AF2 predictions and NMR data support a clamp-like model for the human TMC1 and CIB2 complex.

(A) AF2 model of hs TMC1 in complex with hs CIB2. Side view of monomeric hs TMC1 (light purple) in complex with hs CIB2 (light sea green). N-terminal residues of TMC1 known to interact with CIB2 are in red. (B) Top left panel shows residues at the hs TMC1-NT fragment (115-117) shown to weaken interaction with CIB2 upon mutation (Liang et al., 2021) at the interface with CIB2. Additional panels show details of contacts between TMC1 and CIB2 with formation of K124:D14 and K112:E80 salt bridges, as well as hydrophobic interactions. (C) Overlay of 1H-15N TROSY-HSQC spectra of hs [U-15N]-CIB2 (black) alone and bound to either only hs TMC1-IL (red) or both hs TMC1-IL and hs TMC1-NT (blue). NMR data were obtained in the presence of 3 mM CaCl2. These data are also shown in Figure 7-figure supplement 7. The online version of this article includes source data and the following figure supplement(s) for Figure 7. Figure supplement 1. Overview of TMC1/2 and CIB2/3 AF2 models. Figure supplement 2. TMC sequence alignment. Figure supplement 3. CIB2 sequence alignment. Figure supplement 4. CIB3 sequence alignment. Figure supplement 5. CIB sequence alignment. Figure supplement 6. SEC of hs CIB2 and hs CIB3 either refolded alone or co-refolded with hs TMC1-IL1, and hs TMC1-NT. Figure supplement 7. 1H-15N TROSY-HSQC spectra. Figure 7video 1. Overview of hs TMC1 (light and dark purple) in complex with hs CIB2 (light sea green)-Ca2+ (green spheres). K+ ions (pink) were shown to be permeating the pore region between α4 and α6. Water molecules, lipids, and protein side chains were omitted for clarity.

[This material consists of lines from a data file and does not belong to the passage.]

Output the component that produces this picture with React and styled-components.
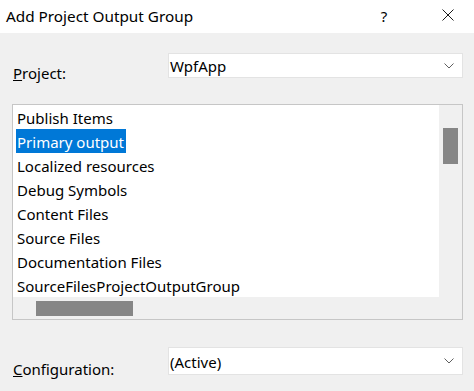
import React from "react";
import styled, { createGlobalStyle } from "styled-components";

const Global = createGlobalStyle`
  html, body { margin: 0; padding: 0; background: #f0f0f0; }
  body { font-family: "Noto Sans", "Segoe UI", sans-serif; color: #000; }
`;

const Window = styled.div`
  width: 474px;
  height: 391px;
  display: flex;
  flex-direction: column;
  background: #f0f0f0;
  overflow: hidden;
`;

const TitleBar = styled.div`
  height: 33px;
  flex: none;
  background: #fff;
  display: flex;
  align-items: center;
  padding-left: 6px;
`;

const Title = styled.div`
  flex: 1;
  font-size: 15.3px;
  line-height: 20px;
  margin-top: -1px;
`;

const HelpButton = styled.div`
  width: 20px;
  font-size: 15px;
  line-height: 20px;
  text-align: center;
  margin-right: 48px;
  margin-top: -2px;
`;

const CloseButton = styled.div`
  width: 12px;
  height: 12px;
  margin-right: 20px;
  margin-top: -4px;
  display: flex;
`;

const Body = styled.div`
  flex: 1;
  display: flex;
  flex-direction: column;
  padding: 20px 11px 0 12px;
`;

const FieldRow = styled.div`
  display: flex;
  align-items: flex-start;
  height: ${(p) => p.$h}px;
  margin-top: ${(p) => p.$top || 0}px;
`;

const Label = styled.div`
  width: 155px;
  padding-left: 1px;
  font-size: 15px;
  line-height: 20px;
  padding-top: ${(p) => p.$drop}px;
`;

const Select = styled.div`
  flex: 1;
  height: 100%;
  box-sizing: border-box;
  background: #fff;
  border: 1px solid #e3e3e3;
  display: flex;
  align-items: center;
  padding: 0 8px 0 1px;
  font-size: 15px;
`;

const SelectText = styled.div`
  flex: 1;
  margin-top: ${(p) => p.$shift}px;
`;

const ListBox = styled.div`
  margin-top: 26px;
  height: 216px;
  flex: none;
  box-sizing: border-box;
  border: 1px solid #c6c6c6;
  display: grid;
  grid-template-columns: 1fr 23px;
  grid-template-rows: 192px 1fr;
`;

const Items = styled.div`
  background: #fff;
  display: flex;
  flex-direction: column;
  padding-left: 3px;
  overflow: hidden;
`;

const Item = styled.div`
  height: 24px;
  line-height: 27px;
  font-size: 15px;
  align-self: flex-start;
  padding: 0 2px 0 1px;
  white-space: nowrap;
  overflow: hidden;
  background: ${(p) => (p.$selected ? "#0078d7" : "transparent")};
  color: ${(p) => (p.$selected ? "#fff" : "#000")};
`;

const VTrack = styled.div`
  background: #f0f0f0;
  padding: 23px 4px 0 4px;
`;

const VThumb = styled.div`
  height: 36px;
  background: #868686;
`;

const HTrack = styled.div`
  grid-column: 1 / span 2;
  background: #f0f0f0;
  padding: 4px 0 0 23px;
`;

const HThumb = styled.div`
  width: 97px;
  height: 15px;
  background: #868686;
`;

const Chevron = () => (
  <svg width="10" height="6" viewBox="0 0 10 6">
    <path d="M0.5 0.5 L5 5 L9.5 0.5" fill="none" stroke="#5f5f5f" strokeWidth="1" />
  </svg>
);

const items = [
  "Publish Items",
  "Primary output",
  "Localized resources",
  "Debug Symbols",
  "Content Files",
  "Source Files",
  "Documentation Files",
  "SourceFilesProjectOutputGroup",
];

export default function App() {
  return (
    <>
      <Global />
      <Window>
        <TitleBar>
          <Title>Add Project Output Group</Title>
          <HelpButton>?</HelpButton>
          <CloseButton>
            <svg width="12" height="12" viewBox="0 0 12 12">
              <path d="M0.5 0.5 L11.5 11.5 M11.5 0.5 L0.5 11.5" stroke="#1a1a1a" strokeWidth="1" />
            </svg>
          </CloseButton>
        </TitleBar>
        <Body>
          <FieldRow $h={25}>
            <Label $drop={10}>
              <u>P</u>roject:
            </Label>
            <Select>
              <SelectText $shift={1}>WpfApp</SelectText>
              <Chevron />
            </Select>
          </FieldRow>
          <ListBox>
            <Items>
              {items.map((t, i) => (
                <Item key={t} $selected={i === 1}>
                  {t}
                </Item>
              ))}
            </Items>
            <VTrack>
              <VThumb />
            </VTrack>
            <HTrack>
              <HThumb />
            </HTrack>
          </ListBox>
          <FieldRow $h={28} $top={27}>
            <Label $drop={12}>
              <u>C</u>onfiguration:
            </Label>
            <Select>
              <SelectText $shift={2}>(Active)</SelectText>
              <Chevron />
            </Select>
          </FieldRow>
        </Body>
      </Window>
    </>
  );
}
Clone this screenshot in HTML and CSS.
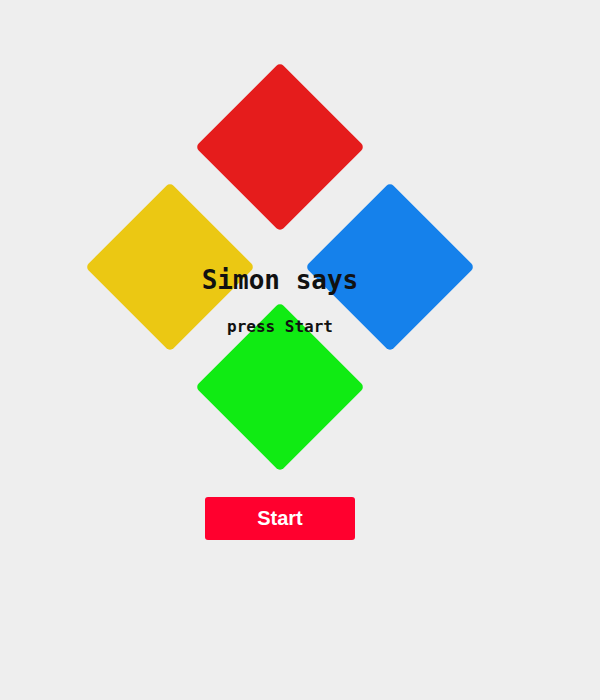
FILE: index.html
```html
<!DOCTYPE html>
<html lang="en">
<head>
<meta charset="utf-8">
<title>Simon says</title>
<link rel="stylesheet" href="styles.css">
</head>
<body>
<main class="app">
  <div class="board">
    <div class="row">
      <div class="pad pad-red"></div>
    </div>
    <div class="row row-middle">
      <div class="pad pad-yellow"></div>
      <div class="pad pad-blue"></div>
    </div>
    <div class="row">
      <div class="pad pad-green"></div>
    </div>
    <div class="overlay">
      <h1 class="title">Simon says</h1>
      <p class="status">press Start</p>
    </div>
  </div>
  <button class="start" type="button">Start</button>
</main>
</body>
</html>
```

FILE: styles.css
```css
html, body {
  margin: 0;
  padding: 0;
  background: #eeeeee;
}

.app {
  width: 560px;
  display: flex;
  flex-direction: column;
  align-items: center;
  padding-top: 86.5px;
}

.board {
  position: relative;
  display: flex;
  flex-direction: column;
  align-items: center;
}

.row {
  display: flex;
  justify-content: center;
  gap: 100px;
  height: 120px;
}

.pad {
  width: 120px;
  height: 120px;
  border-radius: 5px;
  transform: rotate(45deg);
}

.pad-red { background: #e51c1c; }
.pad-yellow { background: #ebc813; }
.pad-blue { background: #1581eb; }
.pad-green { background: #10eb13; }

.overlay {
  position: absolute;
  left: 0;
  right: 0;
  top: 178.5px;
  text-align: center;
  font-family: "DejaVu Sans Mono", monospace;
  color: #111111;
}

.title {
  margin: 0;
  font-size: 26px;
  line-height: 30px;
  font-weight: bold;
}

.status {
  margin: 22px 0 0;
  font-size: 16px;
  line-height: 19px;
  font-weight: bold;
}

.start {
  margin-top: 50.5px;
  width: 150px;
  height: 43px;
  border: none;
  border-radius: 3px;
  background: #ff002e;
  color: #ffffff;
  font-family: "Liberation Sans", Arial, sans-serif;
  font-weight: bold;
  font-size: 20px;
  padding: 0;
}
```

Simulations of AF2 predictions show that human TMC1 and CIB2 complexes form cation channels.

(A) Left: AF2 model of the dimeric hs TMC1 + hs CIB2 complex. Right: A complete simulation system of hs TMC1 in complex with hs CIB2-Ca2+ is shown in surface representation. hs TMC1 is shown in light (monomer A) and dark (monomer B) purple, hs CIB2 in light sea green, water in transparent light blue, lipid membrane in gray lines, and K+ and Cl- ions are shown as pink and green spheres, respectively. (B) The hs TMC1-NT domain explores diverse conformational space in the absence of CIB during equilibrium simulations (S3a). (C) Salt bridges K124:D14 and K112:E80 remain throughout equilibrium simulations. (D) Snapshot of amphipathic helix α0 inserting into the lipid bilayer (S4c). (E) Number of K+ crossings as a function of time for pores A and B of hs TMC1, hs TMC1 + hs CIB2 + Ca2+, and hs TMC1 + hs CIB2 in a POPC bilayer at −0.5 V, −0.25 V, and −0.125 V. Insets show top views of pore region with TMC1 (dark purple) and lipids (light gray) in surface representation (protein and lipids partially excluded for clarity). Representative images of K+ permeating the pore region between α4 and α6 of hs TMC1 are shown with protein in surface representation and ions as pink spheres. Conductance values calculated for K+ crossings. The online version of this article includes source data and the following figure supplement(s) for Figure 8. Figure supplement 1. Stability of TMC/CIB complexes, monomers, and subdomains. Figure supplement 2. BSA in hs TMC1/2 and hs CIB2/3 complexes. Figure supplement 3. Number of K+ crossings as a function of time for pores A and B of hs TMC1 and hs TMC2. Figure supplement 4. Conduction events in long timescale simulations and summary of predicted conductance values. Figure supplement 5. Possible combinations of TMC1, TMC2, CIB2, and CIB3 complexes. Figure 8video 1. Side view of the hs TMC1 channel pore during a trajectory at −0.5 V (monomer B). K+ (pink) are seen permeating the pore from one side (S1b); hs TMC1 (monomer B) is shown in dark purple and hs CIB2 is shown in light sea green. Water molecules, lipids, hs TMC1 (monomer A), and protein side chains were omitted for clarity. Figure 8table supplement 1. Summary of simulations. Figure 8–table supplement 2. Ion conduction.